Standard Chartered makes Islamic banking foray

Standard Chartered Bank sees great potential for Islamic banking in Kenya with only two percent penetration to the total banking business. Standard Chartered Bank’s Global Head of Islamic Banking Wasim Saif says with the population of Muslims being 10 percent in the country Islamic banking could grow to a double digit number in the next five years. That's why the bank launched its Islamic banking offering in Kenya under the brand name Saadiq. Saadiq becomes the first market of Standard Chartered’s African footprint for Islamic banking, and is considered a platform to enter in other African markets that include Tanzania, Uganda, and Nigeria in two to three years. The new window will offer Shariah compliant products that include personal banking, home financing, as well as business and corporate banking.

Japan's top banks tap M'sia shariah licenses

Japan’s three-biggest lenders have won licenses to offer Islamic banking services in Malaysia.
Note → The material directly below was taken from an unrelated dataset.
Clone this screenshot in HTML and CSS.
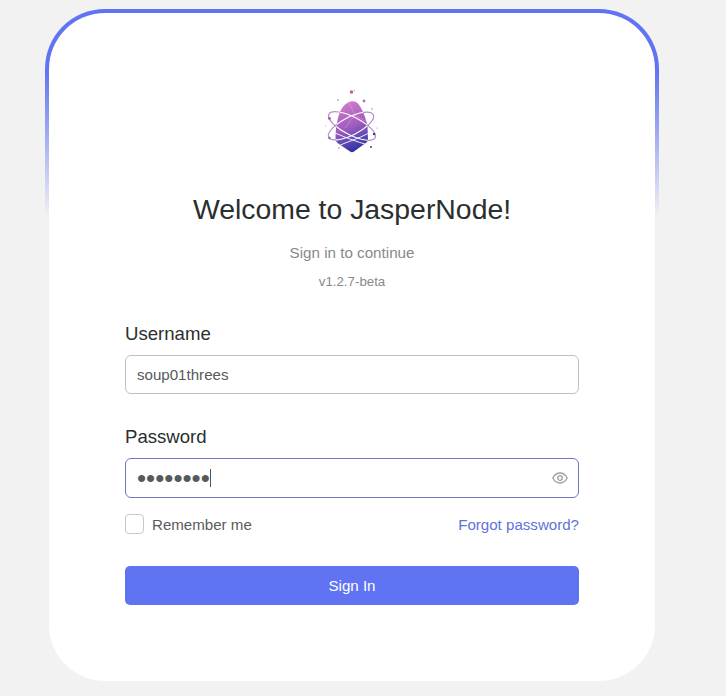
FILE: index.html
```html
<!DOCTYPE html>
<html lang="en">

<head>
  <meta charset="UTF-8">
  <meta name="viewport" content="width=device-width, initial-scale=1">
  <title>JasperNode - Sign in</title>
  <link rel="stylesheet" href="styles.css">
</head>

<body>
<div class="frame">
  <div class="card">
    <svg class="logo" viewBox="322 80 60 80" width="60" height="80">
      <defs>
        <linearGradient id="gem" x1="0.3" y1="0" x2="0.55" y2="1">
          <stop offset="0" stop-color="#d07cc8"/>
          <stop offset="0.5" stop-color="#a05cbe"/>
          <stop offset="0.78" stop-color="#5c48b4"/>
          <stop offset="1" stop-color="#2e2f9e"/>
        </linearGradient>
        <clipPath id="gem-clip">
          <path d="M349 102Q352 100.500 356 102Q359 103.500 361 108Q366 117 367.500 127L368 140Q367.500 142 365 143.500L354 151.500Q352 153 350 151.500L337.500 143Q335.500 141.500 335.500 138Q335.500 128 337.500 120Q339.500 110 345 104.500Z"/>
        </clipPath>
        <filter id="soft">
          <feGaussianBlur stdDeviation="0.3"/>
        </filter>
      </defs>
      <g filter="url(#soft)">
        <g fill="none" stroke="#b98acb" stroke-width="1.200">
          <ellipse cx="352" cy="126" rx="26" ry="9" transform="rotate(27 352 126)"/>
          <ellipse cx="351" cy="126" rx="25" ry="9" transform="rotate(-27 351 126)"/>
        </g>
        <path d="M349 102Q352 100.500 356 102Q359 103.500 361 108Q366 117 367.500 127L368 140Q367.500 142 365 143.500L354 151.500Q352 153 350 151.500L337.500 143Q335.500 141.500 335.500 138Q335.500 128 337.500 120Q339.500 110 345 104.500Z" fill="url(#gem)"/>
        <g clip-path="url(#gem-clip)">
          <path d="M349 103L355 115L367 122M355 115L345 128" fill="none" stroke="#e3a8de" stroke-width="0.500"/>
          <ellipse cx="352" cy="126" rx="26" ry="9" transform="rotate(27 352 126)" fill="none" stroke="#fff" stroke-width="1.100"/>
          <ellipse cx="351" cy="126" rx="25" ry="9" transform="rotate(-27 351 126)" fill="none" stroke="#fff" stroke-width="1.100"/>
          <path d="M335 133C345 137 356 142 369 145M336 147C346 142 358 139 369 133" fill="none" stroke="#fff" stroke-width="0.900"/>
        </g>
        <circle cx="351.500" cy="92" r="1.800" fill="#c05fa8"/>
        <circle cx="354.500" cy="90.500" r="0.700" fill="#d78fc0"/>
        <circle cx="364" cy="101" r="1.400" fill="#b86cc0"/>
        <circle cx="338" cy="100" r="0.900" fill="#c79ad0"/>
        <circle cx="329.500" cy="118.500" r="1.400" fill="#a858b0"/>
        <circle cx="325.500" cy="126" r="0.600" fill="#a8a8c8"/>
        <circle cx="372" cy="109" r="0.700" fill="#a868bb"/>
        <circle cx="374" cy="134" r="1.200" fill="#43358e"/>
        <circle cx="377" cy="128" r="0.600" fill="#8c8cb8"/>
        <circle cx="329.500" cy="138" r="1.200" fill="#9060a8"/>
        <circle cx="371" cy="147" r="1" fill="#4a3a90"/>
        <circle cx="339" cy="148" r="0.700" fill="#7060a8"/>
      </g>
    </svg>

    <h1 class="title">Welcome to JasperNode!</h1>
    <p class="subtitle">Sign in to continue</p>
    <p class="version">v1.2.7-beta</p>

    <form>
      <label class="label" for="username">Username</label>
      <input type="text" id="username" class="text" value="soup01threes">

      <label class="label second" for="password">Password</label>
      <div class="password-wrap">
        <input type="password" id="password" class="text password" value="12345678">
        <span class="caret"></span>
        <svg class="eye" viewBox="0 0 16 12" width="16" height="12">
          <path d="M0.800 6C2.500 2.800 5 1 8 1C11 1 13.500 2.800 15.200 6C13.500 9.200 11 11 8 11C5 11 2.500 9.200 0.800 6Z" fill="none" stroke="#a0a0a0" stroke-width="1.300"/>
          <circle cx="8" cy="6" r="2.300" fill="none" stroke="#a0a0a0" stroke-width="1.300"/>
        </svg>
      </div>

      <div class="options">
        <label class="remember">
          <input type="checkbox" class="check">
          <span>Remember me</span>
        </label>
        <a class="forgot" href="#">Forgot password?</a>
      </div>

      <button type="button" class="button">Sign In</button>
    </form>
  </div>
</div>
</body>

</html>
```

FILE: styles.css
```css
* {
    box-sizing: border-box;
}

body {
    margin: 0;
    height: 696px;
    overflow: hidden;
    padding: 9px 0 0 45px;
    background-color: #f2f2f2;
    font-family: "Liberation Sans", Arial, sans-serif;
}

.frame {
    width: 614px;
    height: 672px;
    padding: 4px 4px 0;
    border-radius: 60px 60px 56px 56px;
    background: linear-gradient(180deg, #6073f2 9%, rgba(96, 115, 242, 0) 31%);
}

.card {
    height: 668px;
    padding: 67px 76px 0;
    border-radius: 56px;
    background-color: #fff;
    text-align: center;
}

.logo {
    display: block;
    margin: 0 auto;
}

.title {
    margin: 33px 0 0;
    font-size: 28.4px;
    line-height: 32px;
    font-weight: normal;
    color: #2a2f2f;
}

.subtitle {
    margin: 18px 0 0;
    font-size: 15.2px;
    line-height: 20px;
    color: #878a8a;
}

.version {
    margin: 11px 0 0;
    font-size: 13.3px;
    line-height: 16px;
    color: #878a8a;
}

form {
    margin-top: 33px;
    text-align: left;
}

.label {
    display: block;
    margin-bottom: 10px;
    font-size: 18.6px;
    line-height: 22px;
    color: #2a2f2f;
}

.second {
    margin-top: 32px;
}

.text {
    display: block;
    width: 100%;
    height: 39px;
    padding: 0 11px;
    border: 1px solid #c0c0c0;
    border-radius: 6px;
    outline: none;
    background-color: #fff;
    font-family: inherit;
    font-size: 15.1px;
    color: #555a5a;
}

.password-wrap {
    position: relative;
}

.password {
    height: 40px;
    border-color: #7078c0;
    font-size: 26px;
}

.caret {
    position: absolute;
    left: 85px;
    top: 11px;
    width: 1px;
    height: 18px;
    background-color: #555;
}

.eye {
    position: absolute;
    right: 11px;
    top: 14px;
}

.options {
    display: flex;
    align-items: center;
    justify-content: space-between;
    margin-top: 16px;
    height: 20px;
}

.remember {
    display: flex;
    align-items: center;
    gap: 8px;
    font-size: 15.1px;
    color: #595c5c;
}

.check {
    appearance: none;
    width: 19px;
    height: 20px;
    margin: 0;
    border: 1px solid #c8c8c8;
    border-radius: 4px;
    background-color: #fff;
}

.forgot {
    font-size: 15.1px;
    color: #6272d8;
    text-decoration: none;
}

.button {
    display: block;
    width: 100%;
    height: 39px;
    margin-top: 32px;
    border: none;
    border-radius: 5px;
    background-color: #6073f2;
    font-family: inherit;
    font-size: 15.1px;
    color: #fff;
}
```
Sumitomo Mitsui Banking Corp Malaysia Bhd obtained approval to operate in the Southeast Asian nation on February 10. The lender expects to provide foreign-currency financing to local companies in the form of Murabaha and commodity. Bank of Tokyo-Mitsubishi UFJ Malaysia Bhd offers Islamic loans and guarantees among its services after obtaining approval in 2008, while Mizuho Financial Group Inc provides Shariah trade financing since getting a license in 2012. Japanese entities have also chosen Malaysia as a place to raise funds via the Islamic debt market.